A serious deficit at this conference is the homogeneity of thought and viewpoints. The most vociferous attendees are relentless in their pursuits of platforms and political issues that are at best tangential to the goal of better HIV prevention and treatment. At a conference today titled, ”’Human Rights – What’s Faith Got to Do With It?”, a panel of four clergy that included a ”prostitute preacher” from Malaysia took the opportunity to criticize various institutions of faith for their social teachings. Little to nothing was said about religious organizations combating HIV, but fortunately one audience member did take the opportunity to call for dialogue with religious leaders who did not share the speakers’ view. The speakers nodded and agreed and went on to further criticize the more mainstream religious institutions.
On Tuesday I saw firsthand how detached from the reality of the HIV/AIDS pandemic so many of the ”experts” at this conference are. At a round-table discussion on sex workers in Eastern Europe and Central Asia, we heard numerous anecdotes of sex workers being abused and mistreated because of their profession. It was stressed by the panelists that many of these girls were young, impressionable, and financially desperate.

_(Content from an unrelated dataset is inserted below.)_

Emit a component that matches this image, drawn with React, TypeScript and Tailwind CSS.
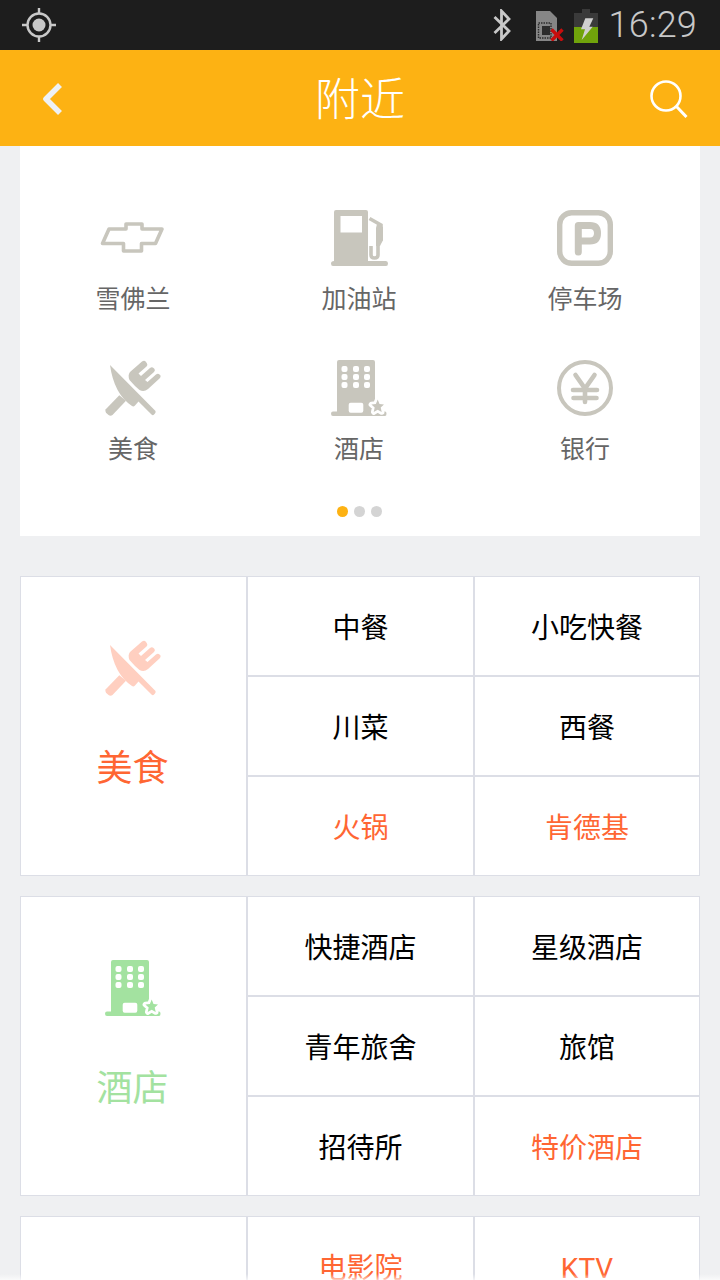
import React from 'react';

const FONT = "font-['Roboto','Noto_Sans_CJK_SC',sans-serif]";

type IconProps = { className?: string };

const IconSvg: React.FC<React.PropsWithChildren<IconProps>> = ({ className, children }) => (
    <svg viewBox="0 0 56 56" className={`w-14 h-14 overflow-visible ${className ?? ''}`} fill="currentColor">
        {children}
    </svg>
);

const ChevyIcon: React.FC<IconProps> = ({ className }) => (
    <IconSvg className={className}>
        <path
            d="M-2.5 33.5 L4 19 H21 V14 H37 V19 H57 L50.5 33.5 H36.5 V41 H18.5 V33.5 Z"
            fill="none"
            stroke="currentColor"
            strokeWidth="3.6"
            strokeLinejoin="round"
        />
    </IconSvg>
);

const GasIcon: React.FC<IconProps> = ({ className }) => (
    <IconSvg className={className}>
        <path
            fillRule="evenodd"
            d="M5 0 H35 Q37 0 37 2 V51 H55 Q57 51 57 53.5 Q57 56 55 56 H2 Q0 56 0 53.5 Q0 51 3 51 V2 Q3 0 5 0 Z M9.5 6 V22.5 H31 V6 Z"
        />
        <path d="M38.5 8.5 L50 15 V30 L47 34 V45 Q47 48 43.5 48 Q40 48 40 45 V36" fill="none" stroke="currentColor" strokeWidth="3.6" />
        <path d="M46 14 L52 17 V30 L49 36 H45 V18 Z" />
    </IconSvg>
);

const ParkingIcon: React.FC<IconProps> = ({ className }) => (
    <IconSvg className={className}>
        <rect x="2.7" y="2.7" width="50.6" height="50.6" rx="12" fill="none" stroke="currentColor" strokeWidth="5.4" />
        <path
            d="M21.3 42 V15.5 H33 Q40.5 15.5 40.5 23.3 Q40.5 31 33 31 H21.3"
            fill="none"
            stroke="currentColor"
            strokeWidth="7"
            strokeLinecap="round"
            strokeLinejoin="round"
        />
    </IconSvg>
);

const FoodIcon: React.FC<IconProps> = ({ className }) => (
    <IconSvg className={className}>
        {/* knife */}
        <path d="M5 5 L50.5 51 Q51 52 50 53.5 L48.5 55 Q47.5 55.5 46.5 54.5 L33.5 41.5 L30 45.5 Q28.5 47 27 46 Q9 34 5 5 Z" />
        {/* fork handle */}
        <path d="M0.5 49.5 L14.3 35.2 L21 40.8 L7.5 55 Q5.5 56.3 3.5 55 L1 52.8 Q0 51 0.5 49.5 Z" />
        {/* fork head */}
        <path d="M25 12 L37 1.5 Q39.5 0 41 2 L42 3.5 Q43 5 41.5 6.5 L33.5 13.5 L36 16 L45 8 Q47 6.5 48.5 8 L49.5 9 Q50.5 10.5 49 12 L40 20 L42.5 22 L51 14.5 Q53 13 54.5 14.5 L55.5 15.5 Q56 17 54.5 18.5 L43 29 Q39 32.5 34.5 30 L30 26 L24.5 20 Q22.5 15 25 12 Z" />
    </IconSvg>
);

const STAR = 'M46.7 39.5 L48.5 44 L53 44.5 L49.7 47.5 L50.7 52 L46.7 49.7 L42.7 52 L43.7 47.5 L40.4 44.5 L44.9 44 Z';

const HotelIcon: React.FC<IconProps> = ({ className }) => (
    <IconSvg className={className}>
        <path d="M8 0 H42 Q44 0 44 2 V51.5 H54 Q55.5 51.5 55.5 53.7 Q55.5 56 54 56 H2 Q0 56 0 53.7 Q0 51.5 2 51.5 H6 V2 Q6 0 8 0 Z" />
        <g fill="#fff">
            <rect x="10.5" y="6" width="6" height="6" rx="2" />
            <rect x="22" y="6" width="6" height="6" rx="2" />
            <rect x="33" y="6" width="6" height="6" rx="2" />
            <rect x="10.5" y="14" width="6" height="6" rx="2" />
            <rect x="22" y="14" width="6" height="6" rx="2" />
            <rect x="33" y="14" width="6" height="6" rx="2" />
            <rect x="10.5" y="22" width="6" height="6" rx="2" />
            <rect x="22" y="22" width="6" height="6" rx="2" />
            <rect x="33" y="22" width="6" height="6" rx="2" />
            <rect x="17.7" y="42.7" width="14.6" height="10" rx="2" />
        </g>
        <path d={STAR} fill="#fff" stroke="#fff" strokeWidth="5.5" strokeLinejoin="round" />
        <path d={STAR} />
    </IconSvg>
);

const YenIcon: React.FC<IconProps> = ({ className }) => (
    <IconSvg className={className}>
        <circle cx="28" cy="28" r="26" fill="none" stroke="currentColor" strokeWidth="4" />
        <path
            d="M18.5 15 L28 28.5 L37.5 15 M28 28.5 V42 M16 30 H40 M16.5 38 H39.5"
            fill="none"
            stroke="currentColor"
            strokeWidth="4.6"
            strokeLinecap="round"
        />
    </IconSvg>
);

const StatusBar: React.FC = () => (
    <div className="h-[50px] shrink-0 bg-[#1d1d1d] flex items-center pl-[22px] pr-[23px] text-[#c8c8c8]">
        {/* GPS */}
        <svg viewBox="0 0 34 34" className="w-[34px] h-[34px]">
            <circle cx="17" cy="17" r="11.5" fill="none" stroke="currentColor" strokeWidth="2.4" />
            <circle cx="17" cy="17" r="6.5" fill="currentColor" />
            <path d="M17 0 V6 M17 28 V34 M0 17 H6 M28 17 H34" stroke="currentColor" strokeWidth="2.4" />
        </svg>
        <div className="flex-1" />
        {/* Bluetooth */}
        <svg viewBox="0 0 18 32" className="w-[18px] h-[32px]">
            <path d="M1.5 8 L16 22 L8.5 30 V2 L16 10 L1.5 24" fill="none" stroke="currentColor" strokeWidth="2.8" />
        </svg>
        {/* SIM */}
        <svg viewBox="0 0 28 32" className="w-[28px] h-[32px] ml-[25px]">
            <path d="M0 2 H14 L21 9 V32 H0 Z" fill="#868686" />
            <rect x="2.5" y="14" width="12.5" height="15" fill="none" stroke="#2c2c2c" strokeWidth="1.4" strokeDasharray="1.5 1" />
            <rect x="6" y="17" width="8" height="9" fill="#2c2c2c" />
            <path d="M15.5 20.5 L26.5 31.5 M26.5 20.5 L15.5 31.5" stroke="#c80d0d" strokeWidth="3.4" />
        </svg>
        {/* Battery */}
        <svg viewBox="0 0 24 34" className="w-[24px] h-[34px] ml-[10px] mt-[1px]">
            <rect x="8" y="0" width="8" height="4" fill="#3a3a3a" />
            <rect x="0" y="4" width="24" height="14" fill="#3a3a3a" />
            <rect x="0" y="18" width="24" height="16" fill="#70a30b" />
            <path d="M11.3 9.3 H19.3 L15.3 17.7 H18.7 L7.7 31 L11 20.3 H7 Z" fill="#d0d0d0" />
        </svg>
        <span className="ml-[11px] font-['Roboto',sans-serif] font-light text-[36px] leading-[50px] tracking-[0.2px]">16:29</span>
    </div>
);

const TopBar: React.FC = () => (
    <header className="h-24 shrink-0 bg-[#fdb213] flex items-center pl-[40px] pr-[32px]">
        <div className="flex-1">
            <svg viewBox="0 0 24 34" className="w-6 h-[34px] mt-[2px]">
                <path d="M20 3 L6 17 L20 31" fill="none" stroke="#eef1f5" strokeWidth="5.6" strokeLinejoin="round" />
            </svg>
        </div>
        <h1 className={`${FONT} text-white text-[45px] leading-none font-light pt-1`}>附近</h1>
        <div className="flex-1 flex justify-end pl-[8px]">
            <svg viewBox="0 0 38 38" className="w-[38px] h-[38px] mt-[1px]">
                <circle cx="16" cy="16" r="14.5" fill="none" stroke="#fff" strokeWidth="2.6" />
                <path d="M26.5 26.5 L36.5 37" fill="none" stroke="#fff" strokeWidth="3" />
            </svg>
        </div>
    </header>
);

const shortcuts = [
    { label: '雪佛兰', Icon: ChevyIcon },
    { label: '加油站', Icon: GasIcon },
    { label: '停车场', Icon: ParkingIcon },
    { label: '美食', Icon: FoodIcon },
    { label: '酒店', Icon: HotelIcon },
    { label: '银行', Icon: YenIcon },
];

const ShortcutCard: React.FC = () => (
    <section className="mx-5 h-[390px] shrink-0 bg-white pt-16">
        <div className="grid grid-cols-[226px_226px_226px] grid-rows-[150px_150px]">
            {shortcuts.map(({ label, Icon }) => (
                <div key={label} className="flex flex-col items-center">
                    <Icon className="text-[#c8c6bd]" />
                    <span className={`${FONT} mt-4 text-[25px] leading-9 text-[#666666]`}>{label}</span>
                </div>
            ))}
        </div>
        <div className="flex justify-center gap-[6px] -mt-[4px] pr-[2px]">
            <span className="w-[11px] h-[11px] rounded-full bg-[#fdb213]" />
            <span className="w-[11px] h-[11px] rounded-full bg-[#d4d4d4]" />
            <span className="w-[11px] h-[11px] rounded-full bg-[#d4d4d4]" />
        </div>
    </section>
);

type Cell = { text: string; hot?: boolean };

type Category = {
    title?: string;
    titleClass?: string;
    Icon?: React.FC<IconProps>;
    iconClass?: string;
    cells: Cell[];
};

const categories: Category[] = [
    {
        title: '美食',
        titleClass: 'text-[#ff6633]',
        Icon: FoodIcon,
        iconClass: 'text-[#ffcfc0]',
        cells: [{ text: '中餐' }, { text: '小吃快餐' }, { text: '川菜' }, { text: '西餐' }, { text: '火锅', hot: true }, { text: '肯德基', hot: true }],
    },
    {
        title: '酒店',
        titleClass: 'text-[#a3e2a0]',
        Icon: HotelIcon,
        iconClass: 'text-[#a3e2a0]',
        cells: [{ text: '快捷酒店' }, { text: '星级酒店' }, { text: '青年旅舍' }, { text: '旅馆' }, { text: '招待所' }, { text: '特价酒店', hot: true }],
    },
    {
        // cut off by the bottom of the screen
        cells: [{ text: '电影院', hot: true }, { text: 'KTV', hot: true }, { text: '' }, { text: '' }, { text: '' }, { text: '' }],
    },
];

const CategoryBlock: React.FC<{ category: Category }> = ({ category }) => {
    const { title, titleClass, Icon, iconClass, cells } = category;
    return (
        <section className="mx-5 h-[300px] shrink-0 border border-[#dcdee6] bg-[#dcdee6] grid grid-cols-[225px_225px_224px] grid-rows-[98px_98px_98px] gap-[2px]">
            <div className="row-span-3 bg-white flex flex-col items-center pt-[63px] pr-[2px]">
                {Icon && <Icon className={iconClass} />}
                <span className={`${FONT} mt-[46px] text-4xl leading-[54px] ${titleClass ?? ''}`}>{title}</span>
            </div>
            {cells.map((cell, i) => (
                <div
                    key={i}
                    className={`${FONT} bg-white flex items-center justify-center pt-[6px] text-[28px] ${cell.hot ? 'text-[#ff6633]' : 'text-black'}`}
                >
                    {cell.text}
                </div>
            ))}
        </section>
    );
};

export default function App() {
    return (
        <div className="relative w-[720px] h-[1280px] overflow-hidden bg-[#eff0f2] flex flex-col">
            <StatusBar />
            <TopBar />
            <ShortcutCard />
            <div className="flex flex-col gap-5 mt-10">
                {categories.map((category, i) => (
                    <CategoryBlock key={i} category={category} />
                ))}
            </div>
            {/* Bottom fade */}
            <div className="absolute left-0 right-0 bottom-0 h-[6px] bg-gradient-to-b from-white/0 to-white/70" />
        </div>
    );
}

Many new sex workers begin selling their bodies immediately after a serious life tragedy. At the end of this presentation, I asked the panelists if they would consider giving these young women psychological evaluations and skills training so that they could re-enter the workforce as something other than a prostitute. The panel fell silent, and after a brief generic answer by one of the Russian panelists about how much she loved the girls she worked with, the chairwoman of the panel said she didn’t quite understand my question. I restated what I had asked originally, emphasizing that since the profession is so dangerous, surely these women would support training for these women so that they could re-enter society with other occupations. The chairwoman replied, ”That sounds almost moralistic. We’re not here to judge.” This response was met by a rousing ovation from the auditorium.
Unfortunately, we have been witness to many similar cases where not only human dignity, but common sense itself has been defied. If one’s principal goal is to promote the overall health of the individual, the first place to start would be to encourage and promote behavior that is conducive to human flourishing. But we have learned that all too often at this conference the actual prevention of this disease and the physical, mental and spiritual health of the human person are secondary to the goal of risk-reduction. At this point, the person becomes simply a transmitter of a virus, and not a human being with real hopes and dreams.
If a sex worker negotiates condom use with her client, but dies from the physical abuse inherent to her profession, nothing has been accomplished, and indeed, a real tragedy has taken place. It is WYA’s hope that the experts can rise above the current debate and start addressing the real needs of the human person.